For working pilots at the commercial and corporate level, this cost dynamic is less immediately personal but highly consequential from a pipeline and workforce perspective. The barrier to entry and continuation in UK general aviation functions as an attrition filter that reduces the pool of instrument-rated, multi-engine, and type-qualified candidates available to regional carriers, charter operators, and business aviation departments. Part-time GA flying — which historically provided the proficiency base for pilots building toward CPL and ATPL qualifications — becomes economically inaccessible for many without a structured pathway to cost recovery. The UK CAA and EASA-legacy regulatory framework do permit cost-sharing arrangements under specific conditions, allowing PPL holders to share the direct costs of a flight with passengers, but the rules impose meaningful limits on regularity and purpose that prevent casual cost-sharing from resembling a revenue operation.
The most practical mitigations available to UK pilots pursuing long-term currency involve flying club membership structures, group aircraft ownership syndicates, and the growing microlight and permit aircraft sector. Syndicate ownership — typically four to eight individuals sharing an aircraft under a formal agreement — can reduce per-hour costs significantly by spreading fixed costs including hangarage, insurance, and annual inspections across multiple users. The BMAA-regulated microlight community and the LAA permit aircraft ecosystem offer certified aircraft at substantially lower operating costs, with some flex-wing and three-axis types available for under £80–£100 per hour through clubs. These are not equivalent to operating a certified SEP aircraft under full JAA/EASA standards, but they preserve stick time and airmanship in a cost-effective structure for pilots prioritizing currency between rating renewals.

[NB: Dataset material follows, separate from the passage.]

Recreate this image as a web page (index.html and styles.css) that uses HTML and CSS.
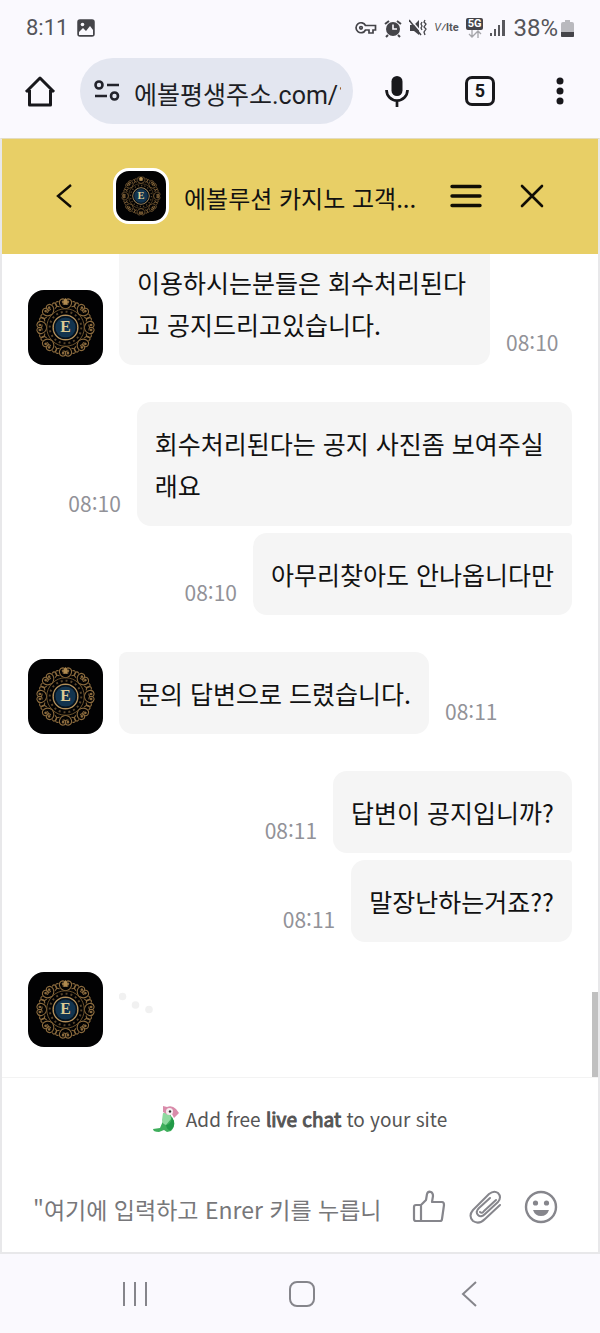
FILE: index.html
```html
<!DOCTYPE html>
<html lang="ko">
<head>
<meta charset="utf-8">
<meta name="viewport" content="width=device-width, initial-scale=1">
<title>고객센터 채팅</title>
<link rel="stylesheet" href="styles.css">
</head>
<body>
<div class="phone">
  <div class="status">
    <span class="clock">8:11</span>
    <svg width="18" height="18" viewBox="0 0 18 18"><rect x="1" y="1" width="16" height="16" rx="2" fill="#444449" stroke="#444449" stroke-width="1.5"/><path d="M2 16v-3l4-4 3 3 4-5 3 4v5z" fill="#faf9fe"/><circle cx="5.500" cy="5.500" r="1.800" fill="#faf9fe"/></svg>
    <div class="indicators">
      <svg width="22" height="14" viewBox="0 0 22 14" fill="none" stroke="#444449" stroke-width="1.700"><path d="M10.500 4.500A5 5 0 1 0 10.500 9H14v3h4V9h2.500V4.500z"/><circle cx="6" cy="6.800" r="1.300"/></svg>
      <svg width="18" height="19" viewBox="0 0 18 19"><circle cx="9" cy="10" r="7" fill="#444449"/><path d="M1 5l4-3M17 5l-4-3M4 16l-2 2M14 16l2 2" stroke="#444449" stroke-width="2"/><path d="M9 5.500V10h4" fill="none" stroke="#faf9fe" stroke-width="1.600"/></svg>
      <svg width="18" height="18" viewBox="0 0 18 18"><path d="M1 6h4l5-5v15l-5-4H1z" fill="#444449"/><path d="M1 0l12 14" stroke="#faf9fe" stroke-width="1.500"/><path d="M0 1l12 15" stroke="#444449" stroke-width="1.500"/><path d="M13 3l-1 2 1 2-1 2 1 2M16 1l-1 2 2 2-2 3 2 2-2 3 1 3" fill="none" stroke="#444449" stroke-width="1.300"/></svg>
      <span class="volte"><i>V</i>⁄lte</span>
      <span class="network"><b>5G</b><svg width="14" height="8" viewBox="0 0 14 8" fill="none" stroke="#a5a5aa" stroke-width="1.300"><path d="M4 0v7M1 4l3 3 3-3M10 8V1M7 4l3-3 3 3"/></svg></span>
      <svg width="16" height="18" viewBox="0 0 16 18" fill="#58585d"><path d="M0 14h2v3H0zM4 10h2v7H4zM8 6h2v11H8zM12 1h3v16h-3z"/></svg>
      <span class="percent">38%</span>
      <svg class="battery" width="13" height="19" viewBox="0 0 13 19"><path d="M4 1h5v2h2q2 0 2 2v12q0 1-1 1H1q-1 0-1-1V5q0-2 2-2h2z" fill="#b9b9be"/><path d="M0 13h13v4q0 1-1 1H1q-1 0-1-1z" fill="#444449"/></svg>
    </div>
  </div>

  <div class="toolbar">
    <button class="tool home" aria-label="홈"><svg width="32" height="32" viewBox="0 0 32 32" fill="none" stroke="#18181c" stroke-width="3"><path d="M2 17L16 3l14 14M5.500 15v15h21V15" stroke-linejoin="round"/></svg></button>
    <label class="address">
      <svg width="26" height="22" viewBox="0 0 26 22" fill="none" stroke="#22232b" stroke-width="2.600"><circle cx="5" cy="5" r="3.500"/><circle cx="20.500" cy="16" r="3.500"/><path d="M13 5h12M1 16h12"/></svg>
      <input type="text" value="에볼평생주소.com/1" aria-label="주소">
    </label>
    <button class="tool mic" aria-label="음성 검색"><svg width="24" height="33" viewBox="0 0 24 33"><rect x="6.500" y="1" width="11" height="20" rx="5.500" fill="#18181c"/><path d="M1.500 15a10.500 10.500 0 0 0 21 0M12 25v7" fill="none" stroke="#18181c" stroke-width="2.700"/></svg></button>
    <button class="tool tabs" aria-label="탭 5개"><span class="tab-count">5</span></button>
    <button class="tool more" aria-label="더보기"><svg width="8" height="28" viewBox="0 0 8 28" fill="#18181c"><circle cx="4" cy="4" r="3.500"/><circle cx="4" cy="14" r="3.500"/><circle cx="4" cy="24" r="3.500"/></svg></button>
  </div>

  <main class="chat">
    <header class="chat-head">
      <button class="back" aria-label="뒤로"><svg width="17" height="24" viewBox="0 0 17 24"><path d="M15 1L2 12l13 11" fill="none" stroke="#100d05" stroke-width="2.400"/></svg></button>
      <svg class="head-avatar" viewBox="-38 -38 76 76">
        <g id="crest">
          <g id="half" fill="none" stroke="#8a6a3d" stroke-width="1.100">
            <g id="pair">
              <g id="lobe">
                <path d="M0-19q-5-1-6-5t3-5q3 0 3 3t-3 2M0-19q5-1 6-5t-3-5q-3 0-3 3t3 2"/>
                <path d="M-6-21q-4 0-4-3t3-2M6-21q4 0 4-3t-3-2M0-28v4"/>
                <circle cx="-2.500" cy="-26" r=".8" fill="#b08b52"/>
                <circle cx="2.500" cy="-26" r=".8" fill="#b08b52"/>
              </g>
              <use href="#lobe" transform="rotate(45)"/>
            </g>
            <use href="#pair" transform="rotate(90)"/>
          </g>
          <use href="#half" transform="rotate(180)"/>
          <circle r="19" fill="none" stroke="#6d532d" stroke-width="1"/>
          <circle r="16" fill="none" stroke="#57442a" stroke-width="2" stroke-dasharray="2 3"/>
          <path d="M-2-23v-4l2-3 2 3v4z" fill="#b08b50"/>
          <circle r="12.500" fill="#12344f" stroke="#b08d58" stroke-width="1.500"/>
          <circle r="11" fill="none" stroke="#06111b" stroke-width="1.500"/>
          <text y="5" text-anchor="middle" class="crest-letter">E</text>
        </g>
      </svg>
      <h1>에볼루션 카지노 고객...</h1>
      <button class="head-btn" aria-label="메뉴"><svg width="32" height="24" viewBox="0 0 32 24"><path d="M2 2.500h28M2 12h28M2 21.500h28" stroke="#100d05" stroke-width="3.400" stroke-linecap="round"/></svg></button>
      <button class="head-btn" aria-label="닫기"><svg width="24" height="24" viewBox="0 0 24 24"><path d="M2 2l20 20M22 2L2 22" stroke="#100d05" stroke-width="2.600" stroke-linecap="round"/></svg></button>
    </header>

    <section class="thread">
      <div class="group">
        <div class="row agent"><svg class="avatar" viewBox="-38 -38 76 76"><use href="#crest"/></svg><p class="bubble continued">이용하시는분들은 회수처리된다고 공지드리고있습니다.</p><time>08:10</time></div>
      </div>
      <div class="group">
        <div class="row user"><time>08:10</time><p class="bubble first">회수처리된다는 공지 사진좀 보여주실래요</p></div>
        <div class="row user"><time>08:10</time><p class="bubble last">아무리찾아도 안나옵니다만</p></div>
      </div>
      <div class="group">
        <div class="row agent"><svg class="avatar" viewBox="-38 -38 76 76"><use href="#crest"/></svg><p class="bubble">문의 답변으로 드렸습니다.</p><time>08:11</time></div>
      </div>
      <div class="group">
        <div class="row user"><time>08:11</time><p class="bubble first">답변이 공지입니까?</p></div>
        <div class="row user"><time>08:11</time><p class="bubble last">말장난하는거죠??</p></div>
      </div>
      <div class="row agent typing"><svg class="avatar" viewBox="-38 -38 76 76"><use href="#crest"/></svg><svg width="38" height="75" viewBox="0 0 38 75" fill="#f1f1f1"><circle cx="3.500" cy="24.500" r="3.800"/><circle cx="16.500" cy="33" r="3.800"/><circle cx="30" cy="37.500" r="3.800"/></svg></div>
      <div class="scroll-thumb"></div>
    </section>

    <footer class="chat-foot">
      <a class="promo" href="#">
        <svg width="26" height="28" viewBox="0 0 26 28"><path d="M10 8v8l-3 7-7 1q0 3 6 3l5-2 3 2 4-1q4-4 3-10l-4-7z" fill="#3fae5c"/><path d="M10 8h7l1 6-5 6q-4-1-4-5z" fill="#8fdaa0"/><path d="M13 20q5 0 6-8 5 8-1 13-4 1-5-5z" fill="#229a48"/><path d="M10 1l4 1q5-2 9 2l3 4-5 5-2-4-4 1-5-3z" fill="#d98baa"/><circle cx="16.500" cy="6.500" r="3.500" fill="#f5eef0"/><circle cx="17" cy="6.500" r="1.200" fill="#333"/></svg>
        <span>Add free <b>live chat</b> to your site</span>
      </a>
      <div class="composer">
        <input type="text" aria-label="메시지" placeholder="&quot;여기에 입력하고 Enrer 키를 누릅니">
        <button aria-label="좋아요"><svg width="34" height="34" viewBox="0 0 34 34" fill="none" stroke="#86868c" stroke-width="2.200" stroke-linejoin="round"><path d="M9 15l5-5 1-6q1-3 4-2 2 1 2 4l-1 6h10q2 0 2 3l-2 14q0 2-2 2H9zM9 15H4q-2 0-2 2v12q0 2 2 2h5"/></svg></button>
        <button aria-label="파일 첨부"><svg width="34" height="34" viewBox="0 0 34 34" fill="none" stroke="#86868c" stroke-width="2" stroke-linecap="round" stroke-linejoin="round"><path d="M32 15L17 29q-6 6-12 2-5-5 0-11L21 4q5-4 9-1 4 4 0 9L17 24q-4 4-7 1-3-3 1-7L22 8M12 22q2 2 4-1L28 10"/></svg></button>
        <button aria-label="이모티콘"><svg width="34" height="34" viewBox="0 0 34 34"><circle cx="17" cy="17" r="15" fill="none" stroke="#86868c" stroke-width="2.400"/><circle cx="11.500" cy="13" r="2.600" fill="#86868c"/><circle cx="22.500" cy="13" r="2.600" fill="#86868c"/><path d="M9 20h16q-2 6-8 6t-8-6z" fill="#86868c"/></svg></button>
      </div>
    </footer>
  </main>

  <nav class="system-nav">
    <button aria-label="최근 앱"><svg width="26" height="26" viewBox="0 0 26 26"><path d="M2 1v24M13 1v24M24 1v24" stroke="#85858b" stroke-width="2"/></svg></button>
    <button aria-label="홈 화면"><svg width="26" height="26" viewBox="0 0 26 26"><rect x="1" y="1" width="24" height="24" rx="7" fill="none" stroke="#85858b" stroke-width="2"/></svg></button>
    <button aria-label="이전"><svg width="16" height="26" viewBox="0 0 16 26"><path d="M15 1L2 13l13 12" fill="none" stroke="#85858b" stroke-width="2"/></svg></button>
  </nav>
</div>
</body>
</html>
```
FILE: styles.css
```css
* { box-sizing: border-box; }
body { margin: 0; background: #faf9fe; color: #111; font-family: "Noto Sans CJK KR", sans-serif; }
button { display: flex; align-items: center; justify-content: center; padding: 0; border: 0; background: none; }
input { min-width: 0; padding: 0; border: 0; outline: 0; background: none; }
svg { display: block; flex: none; }
.crest-letter { font: bold 16px "Liberation Serif", serif; fill: #dccb94; }
.phone { display: flex; flex-direction: column; min-height: 100vh; }

.status { display: flex; align-items: center; gap: 9px; height: 56px; padding: 0 26px; color: #55555a; font: 22px/28px Roboto, sans-serif; }
.clock { font-size: 22px; }
.percent { font-size: 24px; }
.indicators { display: flex; align-items: center; gap: 7px; margin-left: auto; }
.battery { margin-left: -4px; }
.volte { font: bold 11px/16px Roboto, sans-serif; }
.volte i { font-weight: 400; }
.network { display: flex; flex-direction: column; align-items: center; }
.network b { padding: 0 2px; border-radius: 2px; background: #444449; color: #fff; font: bold 11px/12px Roboto, sans-serif; }

.toolbar { display: flex; align-items: center; height: 82px; padding: 2px 0 14px; }
.tool { height: 60px; }
.home { width: 80px; }
.mic { width: 88px; }
.tabs { width: 78px; }
.more { width: 81px; }
.address { display: flex; flex: 1; align-items: center; gap: 14px; min-width: 0; height: 66px; padding: 0 12px 0 14px; border-radius: 33px; background: #e3e6f0; }
.address input { flex: 1; height: 44px; padding-top: 4px; color: #1d1e25; font: 25px/40px Roboto, "Noto Sans CJK KR", sans-serif; }
.tab-count { width: 30px; height: 30px; border: 3px solid #18181c; border-radius: 7px; color: #18181c; font: bold 18px/24px Roboto, sans-serif; }

.chat { display: flex; flex: 1; flex-direction: column; border: 2px solid #e8e8ea; border-top: 1px solid #e3dcc0; background: #fff; }
.chat-head { display: flex; align-items: center; height: 115px; padding: 0 33px 2px 40px; background: #e8cf66; }
.back { width: 44px; height: 44px; margin-right: 27px; }
.head-avatar { width: 56px; height: 56px; border: 3px solid #fff; border-radius: 16px; background: #020203; }
.chat-head h1 { flex: 1; min-width: 0; margin: 4px 0 0 15px; overflow: hidden; font-size: 24px; font-weight: 400; line-height: 36px; white-space: nowrap; }
.head-btn { width: 66px; height: 60px; }

.thread { position: relative; display: flex; flex: 1; flex-direction: column; gap: 37px; padding: 0 26px 29px; }
.group { display: flex; flex-direction: column; gap: 7px; }
.row { display: flex; align-items: flex-end; gap: 16px; }
.user { justify-content: flex-end; }
.typing { margin-top: -7px; }
.avatar { width: 75px; height: 75px; border-radius: 16px; background: #020203; }
.bubble { max-width: 80%; margin: 0; padding: 20px 18px; border-radius: 14px; background: #f5f5f5; font-size: 25px; line-height: 42px; word-break: break-all; }
.agent .bubble { max-width: 371px; border-radius: 8px 14px 14px 14px; }
.bubble.continued { padding-top: 7px; border-top-left-radius: 0; border-top-right-radius: 0; }
.user .first { border-bottom-right-radius: 4px; }
.user .last { border-top-right-radius: 4px; }
time { flex: none; margin-bottom: 7px; color: #929298; font-size: 21px; line-height: 32px; }
.scroll-thumb { position: absolute; right: 0; bottom: 0; width: 6px; height: 85px; background: #c0c0c0; }

.chat-foot { border-top: 1px solid #f3f3f3; }
.promo { display: flex; align-items: center; justify-content: center; gap: 7px; height: 82px; color: #555; font-size: 19px; line-height: 30px; text-decoration: none; }
.promo b { font-weight: 400; -webkit-text-stroke: 1px #555; }
.composer { display: flex; align-items: center; height: 92px; padding: 2px 40px 0 31px; }
.composer input { flex: 1; height: 40px; margin: 4px 28px 0 0; color: #333; font: 23px/40px "Noto Sans CJK KR", sans-serif; }
.composer input::placeholder { color: #77777a; opacity: 1; }
.composer button { width: 34px; height: 50px; margin-left: 22px; }
.composer input + button { margin-left: 0; }

.system-nav { display: flex; justify-content: center; height: 79px; padding-left: 4px; }
.system-nav button { width: 28%; }
```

The broader trend underlying this discussion is the progressive hollowing-out of the recreational GA tier across Western Europe, a phenomenon well-documented by AOPA UK and EASA's general aviation roadmap publications. Aircraft fleet age is rising, instructor availability at smaller aerodromes is declining, and fuel costs remain structurally elevated relative to pre-2021 baselines. This stands in contrast to the North American GA market, where LSA proliferation, the BasicMed pathway, and a larger secondary market for certified aircraft have maintained greater accessibility. For operators and flight departments concerned about future hiring pipelines, the economics of UK recreational flying represent a systemic challenge rather than an individual budgeting problem — and the pilots asking this question today are precisely the candidates who will or will not enter the professional flight deck in five to ten years.